___ RAW DATA ___

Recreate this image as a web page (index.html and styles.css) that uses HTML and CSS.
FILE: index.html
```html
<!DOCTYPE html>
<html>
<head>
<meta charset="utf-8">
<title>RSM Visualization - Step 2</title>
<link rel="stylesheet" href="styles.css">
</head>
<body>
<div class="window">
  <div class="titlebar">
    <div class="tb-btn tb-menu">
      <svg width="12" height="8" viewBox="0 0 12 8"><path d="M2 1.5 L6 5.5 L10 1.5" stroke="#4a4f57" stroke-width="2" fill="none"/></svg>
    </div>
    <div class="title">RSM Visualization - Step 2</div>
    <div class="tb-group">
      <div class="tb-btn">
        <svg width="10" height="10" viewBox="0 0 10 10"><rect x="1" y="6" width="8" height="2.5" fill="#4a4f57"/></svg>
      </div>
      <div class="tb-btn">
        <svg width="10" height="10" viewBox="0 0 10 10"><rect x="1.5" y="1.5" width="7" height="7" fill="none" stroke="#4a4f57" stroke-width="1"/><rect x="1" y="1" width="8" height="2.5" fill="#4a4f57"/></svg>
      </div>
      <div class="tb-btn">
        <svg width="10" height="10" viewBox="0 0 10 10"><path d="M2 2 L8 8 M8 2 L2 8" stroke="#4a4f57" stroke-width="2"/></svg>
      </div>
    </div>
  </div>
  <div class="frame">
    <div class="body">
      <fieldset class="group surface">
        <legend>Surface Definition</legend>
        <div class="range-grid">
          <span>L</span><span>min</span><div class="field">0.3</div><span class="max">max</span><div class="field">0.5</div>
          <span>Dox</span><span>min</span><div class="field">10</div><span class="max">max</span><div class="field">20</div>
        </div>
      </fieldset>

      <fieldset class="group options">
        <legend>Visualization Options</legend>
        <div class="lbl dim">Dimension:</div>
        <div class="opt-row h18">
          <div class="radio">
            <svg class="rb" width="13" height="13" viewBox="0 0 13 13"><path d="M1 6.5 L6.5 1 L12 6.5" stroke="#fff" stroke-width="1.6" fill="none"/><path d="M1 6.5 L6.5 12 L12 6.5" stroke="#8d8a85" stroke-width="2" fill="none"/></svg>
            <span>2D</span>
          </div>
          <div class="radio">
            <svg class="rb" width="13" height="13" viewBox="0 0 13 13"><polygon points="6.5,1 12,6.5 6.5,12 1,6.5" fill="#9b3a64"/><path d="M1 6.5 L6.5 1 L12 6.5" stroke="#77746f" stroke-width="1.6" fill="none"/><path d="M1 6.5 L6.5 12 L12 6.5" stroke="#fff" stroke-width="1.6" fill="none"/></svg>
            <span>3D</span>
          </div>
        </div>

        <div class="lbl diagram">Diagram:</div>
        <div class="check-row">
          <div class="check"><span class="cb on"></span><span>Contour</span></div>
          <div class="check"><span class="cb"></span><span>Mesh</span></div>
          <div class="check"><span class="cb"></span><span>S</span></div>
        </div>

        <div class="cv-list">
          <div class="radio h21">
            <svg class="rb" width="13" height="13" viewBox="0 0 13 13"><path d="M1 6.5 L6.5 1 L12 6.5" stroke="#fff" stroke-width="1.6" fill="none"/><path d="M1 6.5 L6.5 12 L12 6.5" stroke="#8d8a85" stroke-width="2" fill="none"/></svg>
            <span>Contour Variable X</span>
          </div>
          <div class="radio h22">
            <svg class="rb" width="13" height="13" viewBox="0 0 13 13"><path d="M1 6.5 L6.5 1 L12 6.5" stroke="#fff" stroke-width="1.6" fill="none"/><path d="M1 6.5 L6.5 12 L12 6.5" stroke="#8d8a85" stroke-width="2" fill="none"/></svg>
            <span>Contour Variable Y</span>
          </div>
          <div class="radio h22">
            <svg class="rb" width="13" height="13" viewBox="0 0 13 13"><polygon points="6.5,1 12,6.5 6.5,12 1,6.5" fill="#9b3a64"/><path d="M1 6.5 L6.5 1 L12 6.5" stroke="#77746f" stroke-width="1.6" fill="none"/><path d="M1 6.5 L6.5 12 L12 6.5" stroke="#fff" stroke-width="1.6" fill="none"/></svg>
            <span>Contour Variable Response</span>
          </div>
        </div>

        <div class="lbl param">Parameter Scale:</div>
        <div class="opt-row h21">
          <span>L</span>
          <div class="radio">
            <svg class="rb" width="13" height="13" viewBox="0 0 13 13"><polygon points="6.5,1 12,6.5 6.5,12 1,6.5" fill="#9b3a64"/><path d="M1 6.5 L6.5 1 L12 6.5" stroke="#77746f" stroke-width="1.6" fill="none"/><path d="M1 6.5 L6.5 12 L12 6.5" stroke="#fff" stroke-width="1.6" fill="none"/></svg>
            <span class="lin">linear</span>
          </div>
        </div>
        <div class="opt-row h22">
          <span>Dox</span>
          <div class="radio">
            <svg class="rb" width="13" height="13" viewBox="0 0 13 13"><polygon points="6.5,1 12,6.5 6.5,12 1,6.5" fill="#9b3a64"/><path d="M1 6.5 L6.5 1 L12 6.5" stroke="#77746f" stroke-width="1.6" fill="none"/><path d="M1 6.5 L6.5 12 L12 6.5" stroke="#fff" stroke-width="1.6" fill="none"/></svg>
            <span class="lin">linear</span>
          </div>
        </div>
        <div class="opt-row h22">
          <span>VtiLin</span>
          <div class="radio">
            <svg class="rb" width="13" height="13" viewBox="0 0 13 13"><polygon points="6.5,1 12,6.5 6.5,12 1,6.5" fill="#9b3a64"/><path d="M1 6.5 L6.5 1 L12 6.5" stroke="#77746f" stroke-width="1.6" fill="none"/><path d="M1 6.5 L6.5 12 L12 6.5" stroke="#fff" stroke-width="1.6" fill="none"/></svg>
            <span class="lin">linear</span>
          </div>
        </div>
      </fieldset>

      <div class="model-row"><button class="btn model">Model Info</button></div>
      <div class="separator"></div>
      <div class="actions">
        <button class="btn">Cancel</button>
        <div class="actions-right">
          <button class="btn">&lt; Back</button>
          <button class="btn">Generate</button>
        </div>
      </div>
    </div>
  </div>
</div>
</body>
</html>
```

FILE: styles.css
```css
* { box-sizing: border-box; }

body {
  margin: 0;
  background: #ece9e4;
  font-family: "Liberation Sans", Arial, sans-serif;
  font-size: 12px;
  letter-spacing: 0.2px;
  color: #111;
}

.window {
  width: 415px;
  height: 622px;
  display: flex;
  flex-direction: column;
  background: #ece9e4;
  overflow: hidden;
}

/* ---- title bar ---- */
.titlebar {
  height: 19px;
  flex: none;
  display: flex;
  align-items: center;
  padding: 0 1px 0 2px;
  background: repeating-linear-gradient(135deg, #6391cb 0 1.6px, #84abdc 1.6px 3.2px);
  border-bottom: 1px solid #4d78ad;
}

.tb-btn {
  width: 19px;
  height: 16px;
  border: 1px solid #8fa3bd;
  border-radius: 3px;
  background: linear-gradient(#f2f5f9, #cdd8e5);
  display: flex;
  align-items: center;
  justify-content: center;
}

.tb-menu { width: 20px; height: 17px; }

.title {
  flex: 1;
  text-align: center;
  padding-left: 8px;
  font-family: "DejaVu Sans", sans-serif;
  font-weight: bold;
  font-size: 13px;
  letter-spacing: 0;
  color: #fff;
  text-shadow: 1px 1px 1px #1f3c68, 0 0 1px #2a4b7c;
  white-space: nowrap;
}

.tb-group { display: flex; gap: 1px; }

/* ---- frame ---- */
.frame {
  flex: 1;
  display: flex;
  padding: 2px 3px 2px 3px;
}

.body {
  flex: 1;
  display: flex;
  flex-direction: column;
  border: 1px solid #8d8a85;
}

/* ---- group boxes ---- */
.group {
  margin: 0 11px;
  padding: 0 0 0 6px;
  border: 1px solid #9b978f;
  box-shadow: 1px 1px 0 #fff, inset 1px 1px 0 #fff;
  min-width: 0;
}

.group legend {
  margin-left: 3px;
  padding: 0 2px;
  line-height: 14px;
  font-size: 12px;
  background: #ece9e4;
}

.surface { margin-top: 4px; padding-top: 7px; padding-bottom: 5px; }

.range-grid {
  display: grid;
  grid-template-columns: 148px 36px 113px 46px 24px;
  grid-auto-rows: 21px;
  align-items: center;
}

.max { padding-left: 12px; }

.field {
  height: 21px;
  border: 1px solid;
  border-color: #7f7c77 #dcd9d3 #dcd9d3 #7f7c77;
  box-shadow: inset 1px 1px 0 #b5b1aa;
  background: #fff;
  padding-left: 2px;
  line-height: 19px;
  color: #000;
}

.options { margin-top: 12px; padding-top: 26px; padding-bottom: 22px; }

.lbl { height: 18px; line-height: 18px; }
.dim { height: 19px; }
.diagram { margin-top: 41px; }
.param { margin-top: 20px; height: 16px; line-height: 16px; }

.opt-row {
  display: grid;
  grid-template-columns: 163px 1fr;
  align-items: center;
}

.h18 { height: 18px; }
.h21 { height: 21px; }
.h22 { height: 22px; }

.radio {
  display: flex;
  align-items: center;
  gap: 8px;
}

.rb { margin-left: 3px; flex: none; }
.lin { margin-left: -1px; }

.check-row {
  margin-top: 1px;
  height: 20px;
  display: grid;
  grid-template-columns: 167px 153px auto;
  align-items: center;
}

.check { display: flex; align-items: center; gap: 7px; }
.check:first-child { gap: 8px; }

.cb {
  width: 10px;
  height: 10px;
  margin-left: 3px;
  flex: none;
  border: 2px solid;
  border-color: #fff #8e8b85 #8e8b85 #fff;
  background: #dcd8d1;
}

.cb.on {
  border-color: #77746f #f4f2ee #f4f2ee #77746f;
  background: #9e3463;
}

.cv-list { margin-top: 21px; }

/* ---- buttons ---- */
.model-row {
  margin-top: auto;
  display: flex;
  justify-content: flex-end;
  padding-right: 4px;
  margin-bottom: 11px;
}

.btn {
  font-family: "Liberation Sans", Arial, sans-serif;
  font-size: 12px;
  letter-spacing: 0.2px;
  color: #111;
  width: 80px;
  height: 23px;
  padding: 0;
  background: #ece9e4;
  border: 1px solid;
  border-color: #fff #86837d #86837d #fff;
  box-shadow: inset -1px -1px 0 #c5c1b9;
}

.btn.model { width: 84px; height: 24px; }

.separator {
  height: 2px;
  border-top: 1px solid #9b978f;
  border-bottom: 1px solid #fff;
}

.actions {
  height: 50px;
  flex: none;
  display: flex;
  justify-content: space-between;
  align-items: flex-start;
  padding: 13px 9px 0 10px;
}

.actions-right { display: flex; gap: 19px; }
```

___
___ RAW DATA ___

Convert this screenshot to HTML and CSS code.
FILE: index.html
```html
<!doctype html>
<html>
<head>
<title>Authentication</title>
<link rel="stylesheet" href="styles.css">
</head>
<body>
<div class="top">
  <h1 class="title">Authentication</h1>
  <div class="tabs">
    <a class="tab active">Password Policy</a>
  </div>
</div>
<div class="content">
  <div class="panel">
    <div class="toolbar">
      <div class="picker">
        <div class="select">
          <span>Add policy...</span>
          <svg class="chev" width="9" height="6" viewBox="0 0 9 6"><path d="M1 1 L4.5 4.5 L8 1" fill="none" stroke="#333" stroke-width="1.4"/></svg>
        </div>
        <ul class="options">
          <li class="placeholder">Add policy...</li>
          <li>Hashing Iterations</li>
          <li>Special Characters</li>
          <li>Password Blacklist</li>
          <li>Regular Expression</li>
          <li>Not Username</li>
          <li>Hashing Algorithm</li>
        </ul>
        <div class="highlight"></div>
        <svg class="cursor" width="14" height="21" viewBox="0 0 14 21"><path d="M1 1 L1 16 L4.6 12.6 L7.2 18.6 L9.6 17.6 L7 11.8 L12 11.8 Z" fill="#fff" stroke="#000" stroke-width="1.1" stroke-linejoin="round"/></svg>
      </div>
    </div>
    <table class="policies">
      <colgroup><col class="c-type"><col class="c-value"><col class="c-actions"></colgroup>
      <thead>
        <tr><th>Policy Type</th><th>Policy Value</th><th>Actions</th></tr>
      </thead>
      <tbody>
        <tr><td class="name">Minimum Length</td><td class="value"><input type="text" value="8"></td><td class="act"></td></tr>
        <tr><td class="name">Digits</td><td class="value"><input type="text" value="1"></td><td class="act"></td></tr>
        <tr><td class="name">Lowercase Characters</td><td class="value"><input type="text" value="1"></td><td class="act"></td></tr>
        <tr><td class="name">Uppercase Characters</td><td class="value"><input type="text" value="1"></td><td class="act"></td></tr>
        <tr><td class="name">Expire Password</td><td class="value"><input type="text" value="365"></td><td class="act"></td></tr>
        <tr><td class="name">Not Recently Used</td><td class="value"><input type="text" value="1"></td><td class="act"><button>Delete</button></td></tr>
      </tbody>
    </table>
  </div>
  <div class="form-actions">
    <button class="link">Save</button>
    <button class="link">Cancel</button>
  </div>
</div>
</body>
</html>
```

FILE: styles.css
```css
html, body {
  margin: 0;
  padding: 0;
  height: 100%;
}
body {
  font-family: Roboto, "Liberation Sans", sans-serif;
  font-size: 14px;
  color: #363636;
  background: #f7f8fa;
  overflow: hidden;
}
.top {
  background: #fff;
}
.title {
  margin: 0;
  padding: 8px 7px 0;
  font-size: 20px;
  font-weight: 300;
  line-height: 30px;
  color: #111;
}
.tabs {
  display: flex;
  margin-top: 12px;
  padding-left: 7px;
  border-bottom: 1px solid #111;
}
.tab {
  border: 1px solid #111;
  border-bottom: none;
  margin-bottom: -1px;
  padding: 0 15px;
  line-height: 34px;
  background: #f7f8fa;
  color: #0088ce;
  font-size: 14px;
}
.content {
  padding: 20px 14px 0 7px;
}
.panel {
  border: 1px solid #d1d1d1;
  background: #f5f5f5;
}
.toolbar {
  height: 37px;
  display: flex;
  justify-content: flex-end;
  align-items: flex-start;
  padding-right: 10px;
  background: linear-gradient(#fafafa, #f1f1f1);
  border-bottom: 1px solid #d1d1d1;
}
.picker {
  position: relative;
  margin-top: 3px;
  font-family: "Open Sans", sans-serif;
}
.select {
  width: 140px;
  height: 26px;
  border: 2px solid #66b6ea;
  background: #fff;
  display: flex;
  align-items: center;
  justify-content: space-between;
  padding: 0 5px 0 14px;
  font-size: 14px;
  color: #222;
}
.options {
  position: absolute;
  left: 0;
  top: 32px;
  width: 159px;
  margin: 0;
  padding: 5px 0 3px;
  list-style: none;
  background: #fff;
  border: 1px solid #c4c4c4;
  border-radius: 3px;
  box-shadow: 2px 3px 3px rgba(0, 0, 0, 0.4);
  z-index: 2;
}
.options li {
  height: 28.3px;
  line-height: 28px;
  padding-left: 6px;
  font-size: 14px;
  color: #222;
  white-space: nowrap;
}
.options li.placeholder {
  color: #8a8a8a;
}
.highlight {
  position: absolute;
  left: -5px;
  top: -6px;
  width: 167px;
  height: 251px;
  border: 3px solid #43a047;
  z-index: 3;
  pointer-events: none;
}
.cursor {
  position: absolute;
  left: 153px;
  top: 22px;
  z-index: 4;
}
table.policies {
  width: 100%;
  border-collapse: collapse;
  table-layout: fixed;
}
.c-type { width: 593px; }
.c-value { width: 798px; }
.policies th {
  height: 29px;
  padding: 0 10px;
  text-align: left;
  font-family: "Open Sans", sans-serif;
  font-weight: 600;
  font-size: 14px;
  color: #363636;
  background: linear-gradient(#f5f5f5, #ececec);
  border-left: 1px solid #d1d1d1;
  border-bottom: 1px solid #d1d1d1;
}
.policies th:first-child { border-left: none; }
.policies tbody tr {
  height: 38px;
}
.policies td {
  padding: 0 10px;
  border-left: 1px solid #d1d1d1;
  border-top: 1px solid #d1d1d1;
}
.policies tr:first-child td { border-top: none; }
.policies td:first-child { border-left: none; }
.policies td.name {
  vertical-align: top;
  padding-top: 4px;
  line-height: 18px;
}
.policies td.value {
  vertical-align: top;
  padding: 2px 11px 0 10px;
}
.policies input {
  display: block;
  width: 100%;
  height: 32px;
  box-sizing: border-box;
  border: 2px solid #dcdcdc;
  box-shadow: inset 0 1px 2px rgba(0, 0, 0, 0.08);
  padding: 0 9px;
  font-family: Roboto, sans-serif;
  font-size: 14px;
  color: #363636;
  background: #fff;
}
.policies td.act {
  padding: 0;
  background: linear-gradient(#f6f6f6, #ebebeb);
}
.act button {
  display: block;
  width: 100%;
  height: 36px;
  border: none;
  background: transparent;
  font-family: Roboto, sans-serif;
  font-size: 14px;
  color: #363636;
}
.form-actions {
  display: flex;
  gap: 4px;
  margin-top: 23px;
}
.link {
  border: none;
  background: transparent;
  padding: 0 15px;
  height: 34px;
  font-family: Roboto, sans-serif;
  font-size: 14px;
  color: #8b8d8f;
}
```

___

THE TASK:
For each line of the entries that includes "this", show that line.

EXERCISE RESULT:
Recreate this image as a web page (index.html and styles.css) that uses HTML and CSS.
Convert this screenshot to HTML and CSS code.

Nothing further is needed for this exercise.